* SOURCE EXCERPT:
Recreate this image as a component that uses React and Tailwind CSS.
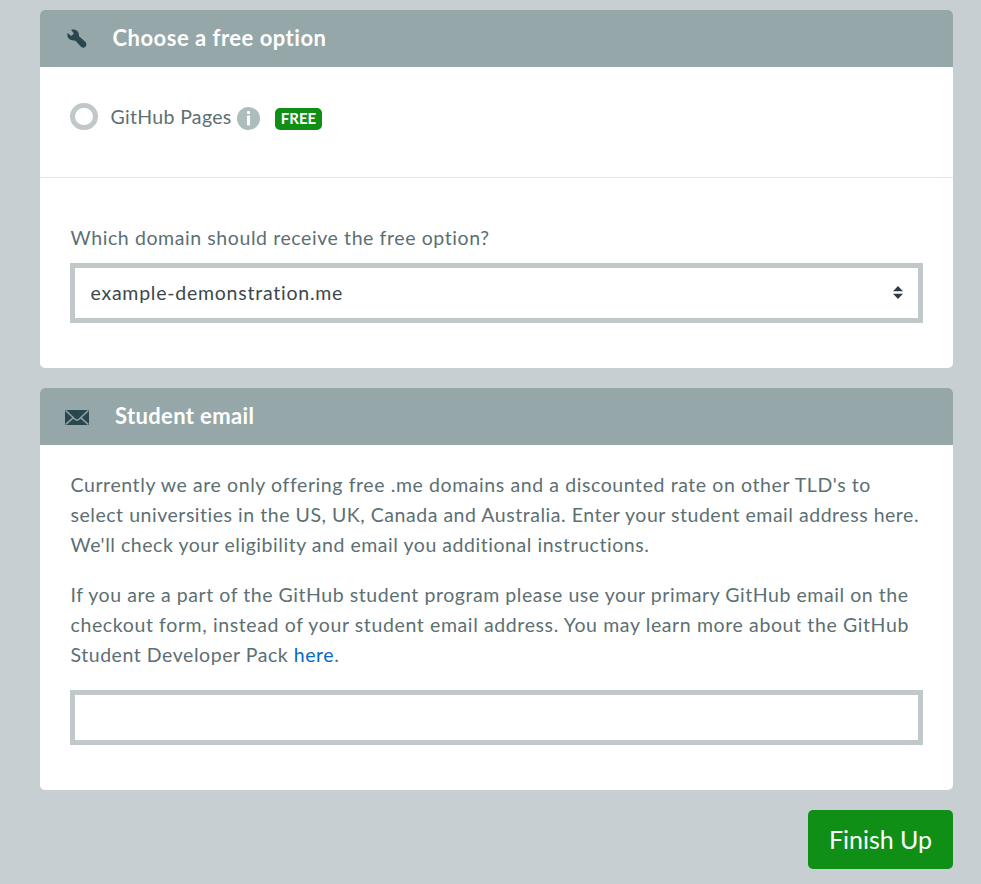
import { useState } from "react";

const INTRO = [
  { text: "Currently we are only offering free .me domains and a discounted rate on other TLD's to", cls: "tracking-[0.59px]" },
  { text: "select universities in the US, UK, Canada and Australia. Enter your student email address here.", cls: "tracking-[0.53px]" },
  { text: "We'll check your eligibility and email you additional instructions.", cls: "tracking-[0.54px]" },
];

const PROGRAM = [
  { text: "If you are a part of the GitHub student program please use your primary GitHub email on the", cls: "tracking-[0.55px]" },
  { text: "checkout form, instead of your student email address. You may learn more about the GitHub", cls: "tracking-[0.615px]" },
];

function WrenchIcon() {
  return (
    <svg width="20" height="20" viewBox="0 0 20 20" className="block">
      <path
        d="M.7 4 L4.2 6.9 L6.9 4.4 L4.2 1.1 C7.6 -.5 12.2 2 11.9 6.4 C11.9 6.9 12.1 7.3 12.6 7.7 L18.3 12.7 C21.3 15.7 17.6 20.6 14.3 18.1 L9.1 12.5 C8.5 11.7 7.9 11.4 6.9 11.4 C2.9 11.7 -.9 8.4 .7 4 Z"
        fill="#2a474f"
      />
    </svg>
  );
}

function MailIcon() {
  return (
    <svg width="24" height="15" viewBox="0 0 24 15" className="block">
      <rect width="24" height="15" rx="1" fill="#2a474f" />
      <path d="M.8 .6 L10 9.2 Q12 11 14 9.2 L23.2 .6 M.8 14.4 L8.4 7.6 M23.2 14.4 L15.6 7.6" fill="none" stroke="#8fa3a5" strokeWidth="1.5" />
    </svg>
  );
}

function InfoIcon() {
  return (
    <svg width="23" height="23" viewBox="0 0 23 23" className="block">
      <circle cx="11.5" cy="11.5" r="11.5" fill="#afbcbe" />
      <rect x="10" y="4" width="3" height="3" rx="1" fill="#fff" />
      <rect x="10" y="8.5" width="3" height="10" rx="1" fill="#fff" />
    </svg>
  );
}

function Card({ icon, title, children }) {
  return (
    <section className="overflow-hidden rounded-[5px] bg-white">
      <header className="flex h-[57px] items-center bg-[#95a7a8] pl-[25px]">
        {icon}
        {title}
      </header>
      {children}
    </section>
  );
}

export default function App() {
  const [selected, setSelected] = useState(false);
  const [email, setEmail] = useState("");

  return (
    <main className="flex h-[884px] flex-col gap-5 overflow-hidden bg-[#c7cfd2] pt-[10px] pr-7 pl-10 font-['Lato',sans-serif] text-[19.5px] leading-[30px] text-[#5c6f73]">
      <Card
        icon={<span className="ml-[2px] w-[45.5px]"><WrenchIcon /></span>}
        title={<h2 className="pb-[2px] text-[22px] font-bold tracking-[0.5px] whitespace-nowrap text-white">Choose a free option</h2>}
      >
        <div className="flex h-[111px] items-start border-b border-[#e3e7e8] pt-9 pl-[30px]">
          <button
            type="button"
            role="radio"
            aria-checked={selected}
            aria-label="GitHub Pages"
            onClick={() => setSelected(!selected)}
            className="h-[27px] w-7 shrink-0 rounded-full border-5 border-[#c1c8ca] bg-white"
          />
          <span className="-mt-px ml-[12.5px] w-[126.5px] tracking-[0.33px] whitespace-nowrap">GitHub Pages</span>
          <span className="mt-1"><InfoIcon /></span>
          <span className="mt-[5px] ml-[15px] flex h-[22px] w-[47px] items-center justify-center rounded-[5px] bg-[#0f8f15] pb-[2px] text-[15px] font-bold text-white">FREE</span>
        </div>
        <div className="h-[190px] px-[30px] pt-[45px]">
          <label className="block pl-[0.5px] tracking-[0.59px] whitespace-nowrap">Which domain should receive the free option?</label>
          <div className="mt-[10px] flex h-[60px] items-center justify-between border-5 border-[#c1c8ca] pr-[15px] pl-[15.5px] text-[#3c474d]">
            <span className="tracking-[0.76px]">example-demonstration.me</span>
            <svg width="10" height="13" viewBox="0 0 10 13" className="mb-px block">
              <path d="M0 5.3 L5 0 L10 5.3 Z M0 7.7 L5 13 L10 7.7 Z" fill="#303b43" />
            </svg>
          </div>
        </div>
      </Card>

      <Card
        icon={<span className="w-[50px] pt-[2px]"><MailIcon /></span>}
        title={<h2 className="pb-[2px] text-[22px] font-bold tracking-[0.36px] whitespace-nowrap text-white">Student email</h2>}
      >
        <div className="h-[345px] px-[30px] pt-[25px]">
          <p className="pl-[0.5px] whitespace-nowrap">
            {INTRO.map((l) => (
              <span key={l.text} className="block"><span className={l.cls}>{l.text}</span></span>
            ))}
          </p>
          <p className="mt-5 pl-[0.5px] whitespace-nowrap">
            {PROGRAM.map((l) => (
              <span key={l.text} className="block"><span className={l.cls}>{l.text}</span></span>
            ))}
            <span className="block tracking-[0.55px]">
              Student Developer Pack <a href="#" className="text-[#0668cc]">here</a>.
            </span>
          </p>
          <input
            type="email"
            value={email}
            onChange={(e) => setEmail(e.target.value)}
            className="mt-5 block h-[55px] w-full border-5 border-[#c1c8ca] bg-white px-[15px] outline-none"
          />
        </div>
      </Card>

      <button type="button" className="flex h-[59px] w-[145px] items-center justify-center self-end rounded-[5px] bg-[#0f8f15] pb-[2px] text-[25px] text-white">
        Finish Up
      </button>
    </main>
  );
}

* PROBLEM TO WORK ON:
Give back every line exactly as it stands, pictures excluded.

* FULL SOLUTION:
Recreate this image as a component that uses React and Tailwind CSS.
import { useState } from "react";

const INTRO = [
  { text: "Currently we are only offering free .me domains and a discounted rate on other TLD's to", cls: "tracking-[0.59px]" },
  { text: "select universities in the US, UK, Canada and Australia. Enter your student email address here.", cls: "tracking-[0.53px]" },
  { text: "We'll check your eligibility and email you additional instructions.", cls: "tracking-[0.54px]" },
];

const PROGRAM = [
  { text: "If you are a part of the GitHub student program please use your primary GitHub email on the", cls: "tracking-[0.55px]" },
  { text: "checkout form, instead of your student email address. You may learn more about the GitHub", cls: "tracking-[0.615px]" },
];

function WrenchIcon() {
  return (
    <svg width="20" height="20" viewBox="0 0 20 20" className="block">
      <path
        d="M.7 4 L4.2 6.9 L6.9 4.4 L4.2 1.1 C7.6 -.5 12.2 2 11.9 6.4 C11.9 6.9 12.1 7.3 12.6 7.7 L18.3 12.7 C21.3 15.7 17.6 20.6 14.3 18.1 L9.1 12.5 C8.5 11.7 7.9 11.4 6.9 11.4 C2.9 11.7 -.9 8.4 .7 4 Z"
        fill="#2a474f"
      />
    </svg>
  );
}

function MailIcon() {
  return (
    <svg width="24" height="15" viewBox="0 0 24 15" className="block">
      <rect width="24" height="15" rx="1" fill="#2a474f" />
      <path d="M.8 .6 L10 9.2 Q12 11 14 9.2 L23.2 .6 M.8 14.4 L8.4 7.6 M23.2 14.4 L15.6 7.6" fill="none" stroke="#8fa3a5" strokeWidth="1.5" />
    </svg>
  );
}

function InfoIcon() {
  return (
    <svg width="23" height="23" viewBox="0 0 23 23" className="block">
      <circle cx="11.5" cy="11.5" r="11.5" fill="#afbcbe" />
      <rect x="10" y="4" width="3" height="3" rx="1" fill="#fff" />
      <rect x="10" y="8.5" width="3" height="10" rx="1" fill="#fff" />
    </svg>
  );
}

function Card({ icon, title, children }) {
  return (
    <section className="overflow-hidden rounded-[5px] bg-white">
      <header className="flex h-[57px] items-center bg-[#95a7a8] pl-[25px]">
        {icon}
        {title}
      </header>
      {children}
    </section>
  );
}

export default function App() {
  const [selected, setSelected] = useState(false);
  const [email, setEmail] = useState("");

  return (
    <main className="flex h-[884px] flex-col gap-5 overflow-hidden bg-[#c7cfd2] pt-[10px] pr-7 pl-10 font-['Lato',sans-serif] text-[19.5px] leading-[30px] text-[#5c6f73]">
      <Card
        icon={<span className="ml-[2px] w-[45.5px]"><WrenchIcon /></span>}
        title={<h2 className="pb-[2px] text-[22px] font-bold tracking-[0.5px] whitespace-nowrap text-white">Choose a free option</h2>}
      >
        <div className="flex h-[111px] items-start border-b border-[#e3e7e8] pt-9 pl-[30px]">
          <button
            type="button"
            role="radio"
            aria-checked={selected}
            aria-label="GitHub Pages"
            onClick={() => setSelected(!selected)}
            className="h-[27px] w-7 shrink-0 rounded-full border-5 border-[#c1c8ca] bg-white"
          />
          <span className="-mt-px ml-[12.5px] w-[126.5px] tracking-[0.33px] whitespace-nowrap">GitHub Pages</span>
          <span className="mt-1"><InfoIcon /></span>
          <span className="mt-[5px] ml-[15px] flex h-[22px] w-[47px] items-center justify-center rounded-[5px] bg-[#0f8f15] pb-[2px] text-[15px] font-bold text-white">FREE</span>
        </div>
        <div className="h-[190px] px-[30px] pt-[45px]">
          <label className="block pl-[0.5px] tracking-[0.59px] whitespace-nowrap">Which domain should receive the free option?</label>
          <div className="mt-[10px] flex h-[60px] items-center justify-between border-5 border-[#c1c8ca] pr-[15px] pl-[15.5px] text-[#3c474d]">
            <span className="tracking-[0.76px]">example-demonstration.me</span>
            <svg width="10" height="13" viewBox="0 0 10 13" className="mb-px block">
              <path d="M0 5.3 L5 0 L10 5.3 Z M0 7.7 L5 13 L10 7.7 Z" fill="#303b43" />
            </svg>
          </div>
        </div>
      </Card>

      <Card
        icon={<span className="w-[50px] pt-[2px]"><MailIcon /></span>}
        title={<h2 className="pb-[2px] text-[22px] font-bold tracking-[0.36px] whitespace-nowrap text-white">Student email</h2>}
      >
        <div className="h-[345px] px-[30px] pt-[25px]">
          <p className="pl-[0.5px] whitespace-nowrap">
            {INTRO.map((l) => (
              <span key={l.text} className="block"><span className={l.cls}>{l.text}</span></span>
            ))}
          </p>
          <p className="mt-5 pl-[0.5px] whitespace-nowrap">
            {PROGRAM.map((l) => (
              <span key={l.text} className="block"><span className={l.cls}>{l.text}</span></span>
            ))}
            <span className="block tracking-[0.55px]">
              Student Developer Pack <a href="#" className="text-[#0668cc]">here</a>.
            </span>
          </p>
          <input
            type="email"
            value={email}
            onChange={(e) => setEmail(e.target.value)}
            className="mt-5 block h-[55px] w-full border-5 border-[#c1c8ca] bg-white px-[15px] outline-none"
          />
        </div>
      </Card>

      <button type="button" className="flex h-[59px] w-[145px] items-center justify-center self-end rounded-[5px] bg-[#0f8f15] pb-[2px] text-[25px] text-white">
        Finish Up
      </button>
    </main>
  );
}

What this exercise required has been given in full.